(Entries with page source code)
---*---

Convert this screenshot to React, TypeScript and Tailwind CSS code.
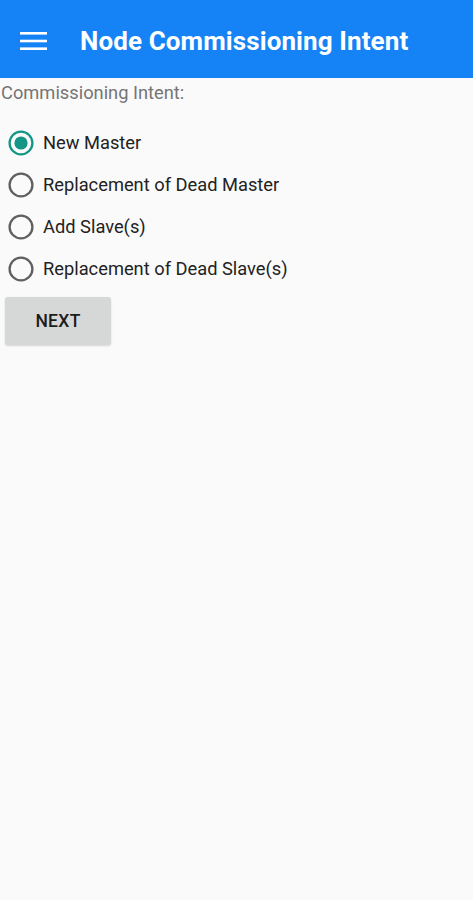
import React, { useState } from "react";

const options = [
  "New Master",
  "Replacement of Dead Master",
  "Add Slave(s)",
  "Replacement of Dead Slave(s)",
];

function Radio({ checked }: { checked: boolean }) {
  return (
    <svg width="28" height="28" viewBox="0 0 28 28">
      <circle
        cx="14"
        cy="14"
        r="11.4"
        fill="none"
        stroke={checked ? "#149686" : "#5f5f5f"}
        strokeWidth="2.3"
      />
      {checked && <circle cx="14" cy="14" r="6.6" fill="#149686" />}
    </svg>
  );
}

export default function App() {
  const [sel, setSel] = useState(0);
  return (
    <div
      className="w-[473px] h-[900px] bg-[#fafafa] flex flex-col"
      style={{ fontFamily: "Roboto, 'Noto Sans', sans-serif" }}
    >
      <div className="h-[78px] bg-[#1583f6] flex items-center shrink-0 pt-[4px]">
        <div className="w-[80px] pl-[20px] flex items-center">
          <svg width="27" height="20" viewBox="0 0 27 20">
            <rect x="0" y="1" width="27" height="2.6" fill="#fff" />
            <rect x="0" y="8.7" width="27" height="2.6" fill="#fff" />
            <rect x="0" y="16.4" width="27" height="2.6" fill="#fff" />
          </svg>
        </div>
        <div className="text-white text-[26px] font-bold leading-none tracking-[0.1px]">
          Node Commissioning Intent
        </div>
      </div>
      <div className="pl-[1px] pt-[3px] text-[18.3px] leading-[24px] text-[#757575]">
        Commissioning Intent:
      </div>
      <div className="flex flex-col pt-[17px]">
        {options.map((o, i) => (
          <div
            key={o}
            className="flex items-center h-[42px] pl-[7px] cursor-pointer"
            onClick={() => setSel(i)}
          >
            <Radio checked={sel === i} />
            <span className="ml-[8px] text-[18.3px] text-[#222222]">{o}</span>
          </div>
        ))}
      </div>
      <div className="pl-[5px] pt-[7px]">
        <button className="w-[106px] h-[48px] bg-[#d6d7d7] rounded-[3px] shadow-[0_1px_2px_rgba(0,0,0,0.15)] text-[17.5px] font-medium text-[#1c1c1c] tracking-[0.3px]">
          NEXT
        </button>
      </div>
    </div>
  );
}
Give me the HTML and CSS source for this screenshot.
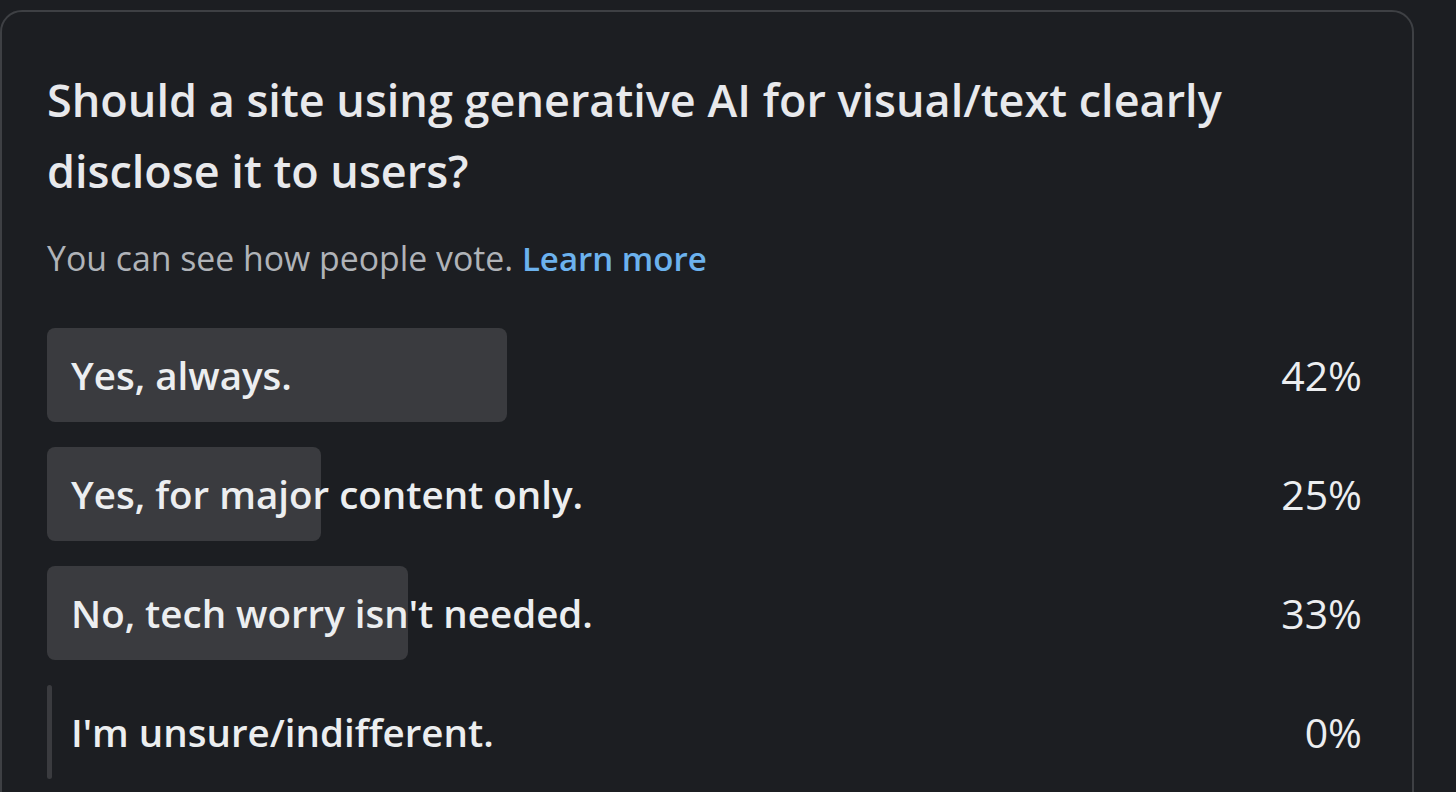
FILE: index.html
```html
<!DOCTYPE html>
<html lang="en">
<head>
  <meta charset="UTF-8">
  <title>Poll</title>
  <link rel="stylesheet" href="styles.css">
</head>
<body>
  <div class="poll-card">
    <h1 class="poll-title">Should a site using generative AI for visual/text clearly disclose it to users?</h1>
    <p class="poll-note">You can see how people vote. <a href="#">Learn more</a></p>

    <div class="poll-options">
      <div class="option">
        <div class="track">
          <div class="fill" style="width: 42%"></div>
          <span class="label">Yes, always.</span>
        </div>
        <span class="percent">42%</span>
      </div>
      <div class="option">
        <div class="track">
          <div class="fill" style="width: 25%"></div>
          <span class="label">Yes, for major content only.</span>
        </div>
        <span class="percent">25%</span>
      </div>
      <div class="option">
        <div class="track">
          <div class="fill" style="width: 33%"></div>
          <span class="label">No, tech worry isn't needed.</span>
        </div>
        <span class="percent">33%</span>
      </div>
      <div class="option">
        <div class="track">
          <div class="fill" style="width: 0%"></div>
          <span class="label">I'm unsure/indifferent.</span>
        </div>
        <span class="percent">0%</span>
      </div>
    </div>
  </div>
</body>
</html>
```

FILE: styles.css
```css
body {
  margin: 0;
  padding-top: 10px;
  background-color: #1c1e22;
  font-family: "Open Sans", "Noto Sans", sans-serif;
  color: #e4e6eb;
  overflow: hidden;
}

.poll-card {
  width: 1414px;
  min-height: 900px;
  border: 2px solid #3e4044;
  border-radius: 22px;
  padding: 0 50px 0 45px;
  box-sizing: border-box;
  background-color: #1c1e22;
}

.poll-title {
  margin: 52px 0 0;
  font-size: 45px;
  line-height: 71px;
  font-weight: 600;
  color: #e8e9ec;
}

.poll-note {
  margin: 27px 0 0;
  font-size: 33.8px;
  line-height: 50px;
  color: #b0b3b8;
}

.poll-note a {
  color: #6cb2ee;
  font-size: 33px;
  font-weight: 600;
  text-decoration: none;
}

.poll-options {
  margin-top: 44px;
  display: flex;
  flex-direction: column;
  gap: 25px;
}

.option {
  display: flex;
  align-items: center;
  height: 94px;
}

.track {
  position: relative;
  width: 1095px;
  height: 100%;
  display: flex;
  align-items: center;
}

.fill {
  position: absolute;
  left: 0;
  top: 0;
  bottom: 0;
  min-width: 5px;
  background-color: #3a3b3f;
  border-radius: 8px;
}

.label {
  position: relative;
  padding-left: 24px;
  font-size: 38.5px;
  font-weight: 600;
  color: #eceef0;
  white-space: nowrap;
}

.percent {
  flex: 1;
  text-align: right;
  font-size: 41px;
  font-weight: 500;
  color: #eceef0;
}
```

---*---

**Direction**
All of the material above is to be copied exactly, except for its images.

**Task response**
Convert this screenshot to React, TypeScript and Tailwind CSS code.
import React, { useState } from "react";

const options = [
  "New Master",
  "Replacement of Dead Master",
  "Add Slave(s)",
  "Replacement of Dead Slave(s)",
];

function Radio({ checked }: { checked: boolean }) {
  return (
    <svg width="28" height="28" viewBox="0 0 28 28">
      <circle
        cx="14"
        cy="14"
        r="11.4"
        fill="none"
        stroke={checked ? "#149686" : "#5f5f5f"}
        strokeWidth="2.3"
      />
      {checked && <circle cx="14" cy="14" r="6.6" fill="#149686" />}
    </svg>
  );
}

export default function App() {
  const [sel, setSel] = useState(0);
  return (
    <div
      className="w-[473px] h-[900px] bg-[#fafafa] flex flex-col"
      style={{ fontFamily: "Roboto, 'Noto Sans', sans-serif" }}
    >
      <div className="h-[78px] bg-[#1583f6] flex items-center shrink-0 pt-[4px]">
        <div className="w-[80px] pl-[20px] flex items-center">
          <svg width="27" height="20" viewBox="0 0 27 20">
            <rect x="0" y="1" width="27" height="2.6" fill="#fff" />
            <rect x="0" y="8.7" width="27" height="2.6" fill="#fff" />
            <rect x="0" y="16.4" width="27" height="2.6" fill="#fff" />
          </svg>
        </div>
        <div className="text-white text-[26px] font-bold leading-none tracking-[0.1px]">
          Node Commissioning Intent
        </div>
      </div>
      <div className="pl-[1px] pt-[3px] text-[18.3px] leading-[24px] text-[#757575]">
        Commissioning Intent:
      </div>
      <div className="flex flex-col pt-[17px]">
        {options.map((o, i) => (
          <div
            key={o}
            className="flex items-center h-[42px] pl-[7px] cursor-pointer"
            onClick={() => setSel(i)}
          >
            <Radio checked={sel === i} />
            <span className="ml-[8px] text-[18.3px] text-[#222222]">{o}</span>
          </div>
        ))}
      </div>
      <div className="pl-[5px] pt-[7px]">
        <button className="w-[106px] h-[48px] bg-[#d6d7d7] rounded-[3px] shadow-[0_1px_2px_rgba(0,0,0,0.15)] text-[17.5px] font-medium text-[#1c1c1c] tracking-[0.3px]">
          NEXT
        </button>
      </div>
    </div>
  );
}
Give me the HTML and CSS source for this screenshot.
FILE: index.html
```html
<!DOCTYPE html>
<html lang="en">
<head>
  <meta charset="UTF-8">
  <title>Poll</title>
  <link rel="stylesheet" href="styles.css">
</head>
<body>
  <div class="poll-card">
    <h1 class="poll-title">Should a site using generative AI for visual/text clearly disclose it to users?</h1>
    <p class="poll-note">You can see how people vote. <a href="#">Learn more</a></p>

    <div class="poll-options">
      <div class="option">
        <div class="track">
          <div class="fill" style="width: 42%"></div>
          <span class="label">Yes, always.</span>
        </div>
        <span class="percent">42%</span>
      </div>
      <div class="option">
        <div class="track">
          <div class="fill" style="width: 25%"></div>
          <span class="label">Yes, for major content only.</span>
        </div>
        <span class="percent">25%</span>
      </div>
      <div class="option">
        <div class="track">
          <div class="fill" style="width: 33%"></div>
          <span class="label">No, tech worry isn't needed.</span>
        </div>
        <span class="percent">33%</span>
      </div>
      <div class="option">
        <div class="track">
          <div class="fill" style="width: 0%"></div>
          <span class="label">I'm unsure/indifferent.</span>
        </div>
        <span class="percent">0%</span>
      </div>
    </div>
  </div>
</body>
</html>
```

FILE: styles.css
```css
body {
  margin: 0;
  padding-top: 10px;
  background-color: #1c1e22;
  font-family: "Open Sans", "Noto Sans", sans-serif;
  color: #e4e6eb;
  overflow: hidden;
}

.poll-card {
  width: 1414px;
  min-height: 900px;
  border: 2px solid #3e4044;
  border-radius: 22px;
  padding: 0 50px 0 45px;
  box-sizing: border-box;
  background-color: #1c1e22;
}

.poll-title {
  margin: 52px 0 0;
  font-size: 45px;
  line-height: 71px;
  font-weight: 600;
  color: #e8e9ec;
}

.poll-note {
  margin: 27px 0 0;
  font-size: 33.8px;
  line-height: 50px;
  color: #b0b3b8;
}

.poll-note a {
  color: #6cb2ee;
  font-size: 33px;
  font-weight: 600;
  text-decoration: none;
}

.poll-options {
  margin-top: 44px;
  display: flex;
  flex-direction: column;
  gap: 25px;
}

.option {
  display: flex;
  align-items: center;
  height: 94px;
}

.track {
  position: relative;
  width: 1095px;
  height: 100%;
  display: flex;
  align-items: center;
}

.fill {
  position: absolute;
  left: 0;
  top: 0;
  bottom: 0;
  min-width: 5px;
  background-color: #3a3b3f;
  border-radius: 8px;
}

.label {
  position: relative;
  padding-left: 24px;
  font-size: 38.5px;
  font-weight: 600;
  color: #eceef0;
  white-space: nowrap;
}

.percent {
  flex: 1;
  text-align: right;
  font-size: 41px;
  font-weight: 500;
  color: #eceef0;
}
```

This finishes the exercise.